We have one of those flat ceilings, you know. Look up.

It’s the kind of ceiling a hole could be broken through. The kind someone could break through and lower us on our mats, right into the pews. There’d be rattling and clatter, chunks of plaster would fall with dust and grit and sand. It would be a beautiful mess.

And who would do the lowering. Who would those people be?

Maybe that’s exactly what we’re doing for each other. Maybe it’s the person sitting right there beside you – you know – the one you’ve known for fifty years.

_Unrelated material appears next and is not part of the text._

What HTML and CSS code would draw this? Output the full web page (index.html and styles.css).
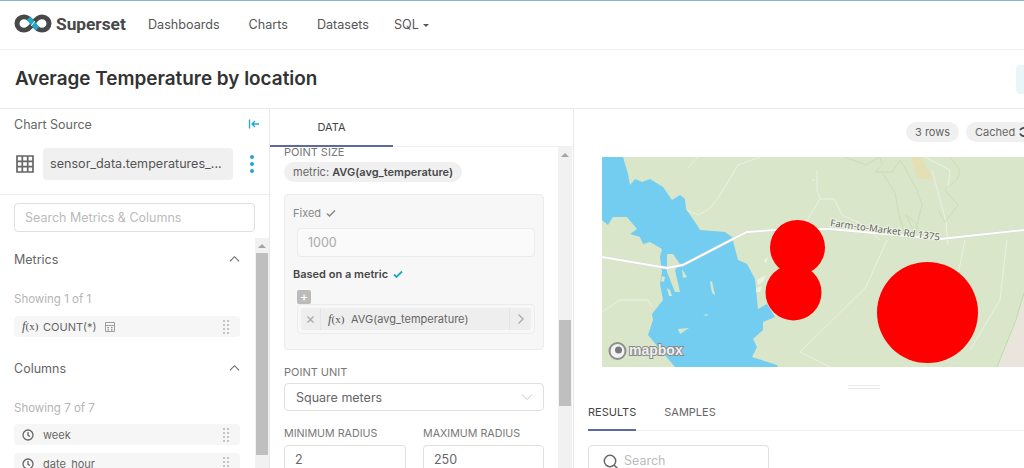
FILE: index.html
```html
<!DOCTYPE html>
<html lang="en">
<head>
<meta charset="utf-8">
<title>Average Temperature by location</title>
<link rel="stylesheet" href="styles.css">
</head>
<body>
<div class="app">
  <nav class="nav">
    <svg class="logo" viewBox="0 0 38 20" width="38" height="19" preserveAspectRatio="none">
      <path class="logo-dark" d="M19 10C16 5 13.500 3 10 3a7 7 0 0 0 0 14c3.500 0 6-2 9-7c3-5 5.500-7 9-7a7 7 0 0 1 0 14c-3.500 0-6-2-9-7" />
      <path class="logo-blue" d="M14.500 4.500C16 6 17.500 8 19 10c1.500 2 3 4 4.500 5.500" />
      <path class="logo-gap" d="M17.200 12.500 20.800 7.500" />
    </svg>
    <span class="brand">Superset</span>
    <a class="nav-link nav-first">Dashboards</a>
    <a class="nav-link">Charts</a>
    <a class="nav-link">Datasets</a>
    <a class="nav-link nav-sql">SQL <span class="caret"></span></a>
  </nav>
  <header class="title-bar">
    <h1>Average Temperature by location</h1>
    <span class="title-btn"></span>
  </header>
  <main class="columns">
    <aside class="source">
      <div class="source-head">
        <span>Chart Source</span>
        <svg class="collapse" viewBox="0 0 12 12" width="12" height="12"><path d="M1.500 1.500v9M11 6H4M7 3 4 6l3 3"/></svg>
      </div>
      <div class="dataset">
        <svg class="grid-icon" viewBox="0 0 18 18" width="18" height="18"><path d="M1 1h16v16H1zM1 6.300h16M1 11.700h16M6.300 1v16M11.700 1v16"/></svg>
        <span class="dataset-name">sensor_data.temperatures_...</span>
        <span class="kebab"><i></i><i></i><i></i></span>
      </div>
      <div class="search-wrap"><div class="search">Search Metrics &amp; Columns</div></div>
      <div class="source-list">
        <div class="list-body">
          <div class="sec-head sec-metrics"><span>Metrics</span><svg class="chev" viewBox="0 0 12 8" width="11" height="8"><path d="M1 6.500 6 1.500l5 5"/></svg></div>
          <div class="showing">Showing 1 of 1</div>
          <div class="item">
            <span class="fx"><i>f</i>(x)</span><span class="item-name">COUNT(*)</span>
            <svg class="calc" viewBox="0 0 10 10" width="10" height="10"><path d="M.5.500h9v9h-9zM.5 3.500h9"/><path class="calc-dots" d="M2.500 5h1.500v1.200H2.500zM6 5h1.500v1.200H6zM2.500 7.300h1.500v1.200H2.500zM6 7.300h1.500v1.200H6z"/></svg>
            <span class="drag"></span>
          </div>
          <div class="sec-head sec-columns"><span>Columns</span><svg class="chev" viewBox="0 0 12 8" width="11" height="8"><path d="M1 6.500 6 1.500l5 5"/></svg></div>
          <div class="showing">Showing 7 of 7</div>
          <div class="item item-next">
            <svg class="clock" viewBox="0 0 12 12" width="12" height="12"><circle cx="6" cy="6" r="5"/><path d="M6 3v3.300l2 1.200"/></svg>
            <span class="item-name">week</span><span class="drag"></span>
          </div>
          <div class="item item-next">
            <svg class="clock" viewBox="0 0 12 12" width="12" height="12"><circle cx="6" cy="6" r="5"/><path d="M6 3v3.300l2 1.200"/></svg>
            <span class="item-name">date_hour</span><span class="drag"></span>
          </div>
        </div>
        <div class="scroll scroll-left"><span class="arrow"></span><span class="thumb thumb-left"></span></div>
      </div>
    </aside>

    <section class="controls">
      <div class="tabs-top"><span class="tab-data">DATA</span></div>
      <div class="controls-body">
        <div class="form">
          <div class="label label-first">POINT SIZE</div>
          <div class="metric-pill">metric: <b>AVG(avg_temperature)</b></div>
          <div class="size-box">
            <div class="opt">Fixed <svg class="tick" viewBox="0 0 10 8" width="10" height="8"><path d="M1 4.500 3.500 7 9 1.500"/></svg></div>
            <div class="field field-fixed">1000</div>
            <div class="opt opt-on">Based on a metric <svg class="tick tick-on" viewBox="0 0 10 8" width="10" height="8"><path d="M1 4.500 3.500 7 9 1.500"/></svg></div>
            <div class="plus">+</div>
            <div class="metric-box">
              <div class="metric-chip">
                <span class="chip-x">×</span>
                <span class="fx chip-fx"><i>f</i>(x)</span>
                <span class="chip-name">AVG(avg_temperature)</span>
                <span class="chip-end"><svg class="chip-arrow" viewBox="0 0 8 12" width="8" height="12"><path d="M1.500 1.500 6 6l-4.500 4.500"/></svg></span>
              </div>
            </div>
          </div>
          <div class="label label-unit">POINT UNIT</div>
          <div class="select">Square meters<svg class="select-chev" viewBox="0 0 12 8" width="12" height="8"><path d="M1 1.500 6 6.500l5-5"/></svg></div>
          <div class="radius">
            <div><div class="label">MINIMUM RADIUS</div><div class="field-num">2</div></div>
            <div><div class="label">MAXIMUM RADIUS</div><div class="field-num">250</div></div>
          </div>
        </div>
        <div class="scroll scroll-mid"><span class="arrow"></span><span class="thumb thumb-mid"></span></div>
      </div>
    </section>

    <section class="chart">
      <div class="badges"><span class="badge">3 rows</span><span class="badge badge-cached">Cached <svg class="refresh" viewBox="0 0 12 12" width="12" height="12"><path d="M10 4.500A4.500 4.500 0 0 0 2 4M2 7.500A4.500 4.500 0 0 0 10 8"/></svg></span></div>
      <svg class="map" viewBox="602 157 422 210" width="422" height="210">
        <rect class="land" x="602" y="157" width="422" height="210"/>
        <path class="beige" d="M1024 293 1016 320 997 367H1024Z"/>
        <path class="green-line" d="M1024 293 1016 320 997 367"/>
        <path class="orange" d="M911 157H921L933 179H917Z"/>
        <path class="water" d="M602 157H623L628 174 630 185 635 179 642 182 650 179 663 187 672 200 680 195 685 199 686 209 697 225 700 230 725 232 732 237 738 260 747 264 755 279 758 309 767 304 775 317 763 322 763 330 753 339 757 347 752 357 777 365 778 367H675L648 335 653 320 652 314 663 300 660 284 662 272 660 257 662 249 650 242 643 244 640 237 630 234 637 229 627 217 613 217 608 225 602 220Z"/>
        <path class="land" d="M667 254 673 254 680 264 675 270 680 292 675 292 667 272ZM682 269 687 277 683 278ZM662 276 665 277 664 282 661 281ZM667 288 670 290 672 296 669 296Z"/>
        <path class="land" d="M710 282 712 281 715 295 716 296 712 293ZM678 329 689 328 680 334ZM703 315 708 314 707 316Z"/>
        <g class="trail">
          <path d="M698 157 688 168M760 157 738 165 728 182 718 198 709 209 698 215 687 210"/>
          <path d="M817 170 817 190 820 199 805 224M820 199 834 199 842 215 858 222 880 240"/>
          <path d="M815 180 812 180"/>
          <path d="M925 157 950 170 948 190M932 170 946 222 948 245M965 240 950 315 940 345"/>
          <path d="M602 312 620 300 648 300 652 307"/>
          <path d="M887 240 866 287 800 352 830 367"/>
          <path d="M1007 240 1000 300 970 350"/>
        </g>
        <g class="contour">
          <path d="M845 157 866 165 880 157M880 157 882 165 875 172 892 172 900 160 905 168 917 190 922 205 915 233 905 235 899 215 895 193 882 172"/>
          <path d="M950 157 960 170 958 178 945 190 958 205 945 222 938 210"/>
          <path d="M906 215 915 222 920 233 912 228Z"/>
        </g>
        <path class="road-out" d="M602 257 667 268 683 265 733 239 747 232 790 229 830 229 885 234 940 239 1024 230"/>
        <path class="road" d="M602 257 667 268 683 265 733 239 747 232 790 229 830 229 885 234 940 239 1024 230"/>
        <g class="land-white">
          <path d="M764 260 768 257 766 264ZM757 280 766 275 763 282 758 285ZM757 288 762 286 760 292 756 292Z"/>
        </g>
        <text class="road-label" transform="translate(830 226) rotate(7.500)">Farm-to-Market Rd 1375</text>
        <circle class="dot" cx="797.500" cy="247.500" r="27.500"/>
        <circle class="dot" cx="793.500" cy="292.500" r="28"/>
        <circle class="dot" cx="927.500" cy="312.500" r="50.500"/>
        <circle class="mb-ring" cx="617.500" cy="351" r="8"/>
        <circle class="mb-dot" cx="618.500" cy="350" r="3.500"/>
        <text class="mb-text" x="629" y="355">mapbox</text>
      </svg>
      <div class="handle"></div>
      <div class="result-tabs"><span class="rtab rtab-on">RESULTS</span><span class="rtab">SAMPLES</span></div>
      <div class="r-search">
        <svg class="r-icon" viewBox="0 0 16 16" width="16" height="16"><circle cx="7" cy="7" r="5.700"/><path d="M11 11l4 4"/></svg>
        <span>Search</span>
      </div>
    </section>
  </main>
</div>
</body>
</html>
```
FILE: styles.css
```css
* { box-sizing: border-box; }
html, body { margin: 0; height: 100%; overflow: hidden; background: #fff; }
body { font-family: Inter, "Liberation Sans", sans-serif; color: #666; font-size: 12.500px; }
.app { width: 1024px; height: 468px; display: flex; flex-direction: column; overflow: hidden; border-top: 1px solid #8db4d6; }

.nav { height: 49px; flex: none; display: flex; align-items: center; padding: 0 0 2px 14px; border-bottom: 1px solid #f0f0f0; }
.logo { flex: none; margin-top: -2px; }
.logo-dark { fill: none; stroke: #484848; stroke-width: 5; }
.logo-blue { fill: none; stroke: #20a7c9; stroke-width: 5; }
.logo-gap { fill: none; stroke: #fff; stroke-width: 1; }
.brand { font-family: Roboto, sans-serif; font-weight: 700; font-size: 17.300px; color: #484848; margin-left: 4px; width: 70px; white-space: nowrap; }
.nav-link { font-size: 12.600px; color: #555; margin-left: 29px; white-space: nowrap; }
.nav-first { margin-left: 22px; }
.nav-sql { margin-left: 25px; }
.caret { display: inline-block; vertical-align: 2px; margin-left: 1px; border: 3px solid transparent; border-top-color: #555; border-bottom: 0; }

.title-bar { height: 59px; flex: none; display: flex; align-items: center; justify-content: space-between; padding-left: 15px; border-bottom: 1px solid #e8e8e8; }
.title-bar h1 { margin: 0 0 1px; font-size: 18.900px; font-weight: 600; color: #323232; }
.title-btn { width: 8px; height: 29px; background: #e9f6f9; border-radius: 4px 0 0 4px; }

.columns { flex: 1; min-height: 0; display: flex; }

.source { width: 270px; flex: none; border-right: 1px solid #e8e8e8; display: flex; flex-direction: column; }
.source-head { display: flex; align-items: center; justify-content: space-between; padding: 0 9px 0 14px; height: 31px; color: #666; font-size: 12.500px; }
.collapse { fill: none; stroke: #20a7c9; stroke-width: 1.300; margin-top: -2px; }
.dataset { display: flex; align-items: center; padding: 0 0 8px 16px; border-bottom: 1px solid #ececec; margin-top: 1px; height: 54px; }
.grid-icon { fill: none; stroke: #666; stroke-width: 1.700; flex: none; margin-top: 1px; }
.dataset-name { margin-left: 9px; width: 190px; height: 32px; line-height: 32px; background: #f0f0f0; border-radius: 4px; padding-left: 7px; color: #555; font-size: 12.600px; white-space: nowrap; overflow: hidden; }
.kebab { margin-left: 17px; display: flex; flex-direction: column; gap: 3px; }
.kebab i { width: 4px; height: 4px; border-radius: 50%; background: #20a7c9; display: block; }
.search-wrap { padding: 8px 14px 0; }
.search { height: 29px; width: 241px; border: 1px solid #e0e0e0; border-radius: 4px; padding-left: 10px; line-height: 27px; color: #bbb; font-size: 12.500px; }
.source-list { flex: 1; min-height: 0; display: flex; margin-top: 6px; overflow: hidden; }
.list-body { flex: 1; padding: 0 15px 0 14px; min-width: 0; }
.sec-head { display: flex; justify-content: space-between; align-items: center; height: 18px; color: #666; font-size: 12.500px; }
.sec-metrics { margin-top: 12px; }
.sec-columns { margin-top: 22px; }
.chev { fill: none; stroke: #666; stroke-width: 1.200; }
.showing { margin-top: 23px; height: 16px; line-height: 16px; font-size: 11.500px; color: #b5b5b5; }
.item { display: flex; align-items: center; height: 21px; margin-top: 9px; background: #f6f6f6; border-radius: 4px; padding-left: 8px; color: #666; font-size: 11px; }
.item-next { margin-top: 8px; }
.fx { font-family: "Liberation Serif", serif; font-size: 11px; color: #555; width: 21px; flex: none; white-space: nowrap; }
.fx i { font-size: 12.500px; }
.clock { fill: none; stroke: #666; stroke-width: 1.300; margin-right: 9px; flex: none; }
.item-name { color: #666; }
.calc { margin-left: 8px; fill: none; stroke: #888; stroke-width: .8; }
.calc-dots { fill: #888; stroke: none; }
.drag { width: 8px; height: 16px; margin-left: auto; margin-right: 10px; background-image: radial-gradient(circle, #c4c4c4 1px, transparent 1.200px); background-size: 4px 4px; flex: none; }

.scroll { width: 14px; flex: none; background: #f1f1f1; display: flex; flex-direction: column; align-items: center; position: relative; }
.arrow { flex: none; margin-top: 6px; border: 4px solid transparent; border-bottom: 4px solid #a5a5a5; border-top: 0; }
.thumb { position: absolute; left: 1px; width: 12px; background: #bfbfbf; }
.thumb-left { top: 15px; height: 202px; }
.thumb-mid { top: 173px; height: 86px; }

.controls { width: 304px; flex: none; border-right: 1px solid #e8e8e8; display: flex; flex-direction: column; }
.tabs-top { height: 38px; flex: none; border-bottom: 1px solid #f0f0f0; }
.tab-data { display: block; width: 123px; height: 38px; border-bottom: 2px solid #5e6a9d; text-align: center; line-height: 37px; font-size: 11px; color: #444; }
.controls-body { flex: 1; min-height: 0; display: flex; justify-content: space-between; overflow: hidden; }
.form { width: 288px; padding: 0 14px; }
.label { font-size: 11px; color: #777; height: 14px; line-height: 14px; white-space: nowrap; }
.label-first { margin-top: -2px; }
.metric-pill { display: inline-block; margin-top: 3px; height: 20px; line-height: 20px; padding: 0 9px; border-radius: 10px; background: #f0f0f0; font-size: 11px; color: #666; white-space: nowrap; }
.metric-pill b { color: #484848; font-weight: 600; }
.size-box { margin-top: 12px; height: 156px; width: 260px; background: #f7f7f7; border: 1px solid #ececec; border-radius: 4px; padding: 11px 8px 0 8px; }
.opt { font-size: 11px; color: #888; height: 14px; line-height: 14px; display: flex; align-items: center; gap: 5px; }
.opt-on { color: #484848; font-weight: 600; margin-top: 10px; }
.tick { fill: none; stroke: #888; stroke-width: 1.500; }
.tick-on { stroke: #20a7c9; stroke-width: 1.800; }
.field { margin: 8px 0 0 4px; width: 238px; height: 29px; background: #fafafa; border: 1px solid #ececec; border-radius: 4px; line-height: 27px; padding-left: 10px; color: #aaa; font-size: 12.500px; }
.plus { margin: 9px 0 0 4px; width: 14px; height: 14px; background: #bbb; border-radius: 2px; color: #fff; text-align: center; line-height: 13px; font-size: 13px; }
.metric-box { margin-left: 4px; width: 238px; height: 30px; border: 1px solid #ececec; border-radius: 4px; padding: 3px; }
.metric-chip { display: flex; align-items: center; height: 22px; background: #eee; border-radius: 3px; color: #666; font-size: 11px; }
.chip-x { width: 20px; text-align: center; border-right: 1px solid #e4e4e4; height: 22px; line-height: 21px; font-size: 15px; color: #aaa; flex: none; }
.chip-fx { margin-left: 7px; width: 23px; }
.chip-name { flex: 1; white-space: nowrap; }
.chip-end { width: 22px; height: 22px; border-left: 1px solid #e4e4e4; display: flex; align-items: center; justify-content: center; flex: none; }
.chip-arrow { fill: none; stroke: #aaa; stroke-width: 1.300; }
.label-unit { margin-top: 15px; }
.select { margin-top: 4px; display: flex; align-items: center; justify-content: space-between; width: 260px; height: 28px; border: 1px solid #e0e0e0; border-radius: 4px; padding: 0 10px 0 11px; font-size: 12.500px; color: #666; }
.select-chev { fill: none; stroke: #c5c5c5; stroke-width: 1; }
.radius { display: grid; grid-template-columns: 122px 121px; column-gap: 17px; margin-top: 16px; width: 260px; }
.radius .label { font-size: 10.700px; }
.field-num { margin-top: 4px; height: 29px; border: 1px solid #e0e0e0; border-radius: 4px; padding-left: 10px; line-height: 27px; font-size: 12.500px; color: #666; }
.scroll-mid { margin-right: 1px; }

.chart { flex: 1; min-width: 0; display: flex; flex-direction: column; overflow: hidden; }
.badges { display: flex; gap: 7px; padding: 13px 0 0 332px; height: 48px; white-space: nowrap; flex: none; }
.badge { height: 20px; line-height: 20px; background: #f0f0f0; border-radius: 10px; padding: 0 9px; font-size: 11px; color: #666; flex: none; display: flex; align-items: center; gap: 3px; }
.badge-cached { padding-right: 20px; }
.refresh { fill: none; stroke: #444; stroke-width: 1.800; flex: none; }
.map { display: block; flex: none; margin-left: 28px; }
.land { fill: #d9e6c9; }
.beige { fill: #e9e5dc; }
.green-line { fill: none; stroke: #b9e0a3; stroke-width: 1; }
.orange { fill: #e5e0b4; }
.water { fill: #73cdf1; }
.trail { fill: none; stroke: #eef2e6; stroke-width: .9; }
.contour { fill: none; stroke: #c8dcb4; stroke-width: .9; }
.road-out { fill: none; stroke: #d8dcd8; stroke-width: 2.800; }
.road { fill: none; stroke: #fff; stroke-width: 1.800; }
.land-white { fill: #eef2e6; }
.road-label { font-family: "Open Sans", sans-serif; font-size: 9.500px; fill: #555; stroke: #eef3e5; stroke-width: 2px; paint-order: stroke; letter-spacing: .12px; }
.dot { fill: #f00; }
.mb-ring { fill: #f2f2f2; stroke: #8e8e8e; stroke-width: 2; }
.mb-dot { fill: #7a7a7a; }
.mb-text { font-family: "Liberation Sans", sans-serif; font-weight: 700; font-size: 14px; fill: #efefef; stroke: #8a8a8a; stroke-width: 2px; paint-order: stroke; }
.handle { width: 32px; height: 4px; margin: 18px 0 0 274px; border-top: 1px solid #e8e8e8; border-bottom: 1px solid #e8e8e8; flex: none; }
.result-tabs { margin: 14px 0 0 14px; height: 28px; flex: none; display: flex; gap: 28px; border-bottom: 1px solid #f0f0f0; }
.rtab { height: 28px; font-size: 11px; color: #666; line-height: 18px; }
.rtab-on { color: #444; border-bottom: 2px solid #5e6a9d; }
.r-search { margin: 14px 0 0 14px; width: 181px; height: 40px; flex: none; border: 1px solid #e0e0e0; border-radius: 4px; padding: 7px 0 0 14px; display: flex; align-items: flex-start; gap: 5px; color: #bbb; font-size: 12.500px; }
.r-icon { fill: none; stroke: #666; stroke-width: 1.500; margin-top: 1px; }
```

And then the one on the other side that you’ve not yet met.

We’ll do it together. We’ve got this. The places we’ll go.

Oh the places we’ll go when we:

  • pray for one another
  • sing for one another
  • hold one another
  • challenge one another
  • and find a way to get on top of the house, dig down through it, and put one another right where we need to be; right at the feet of Jesus. [ix]

 

Thanks be to God.

 

ENDNOTES

[i] Thank you to Patricia Raube for a reminder of this essay from her sermon, “Fierce Friendship: A Sermon on Mark 2:1-12.” March 15, 2009, magdalenesmusings.blogspot.com.

[ii] Layng Martine Jr. Modern Love: “In a Charmed Life, a Road Less Traveled.” The New York Times, March 6, 2009, nytimes.com.

[iii] Virginia Stem Owens. Looking for Jesus. Louisville: Westminster John Knox, 1998, 41, as quoted by John Scott McCallum.

[iv] Alan Culpepper. Mark. Macon, GA: Smyth & Helwys, 2007, 77, as quoted by John Scott McCallum.

[v] John Scott McCallum. Sermon: “Whatever it Takes.” First Baptist Church, Hot Springs, AR,

June 29, 2014.

[vi] Patricia Raube. “Fierce Friendship: A Sermon on Mark 2:1-12.” March 15, 2009, magdalenesmusings.blogspot.com.

[vii] Patricia Raube.

[viii] Layng Martine Jr.

[ix]  Martha Spong. Sermon: “They Removed the Roof.” Feb 13, 2012, marthaspong.com.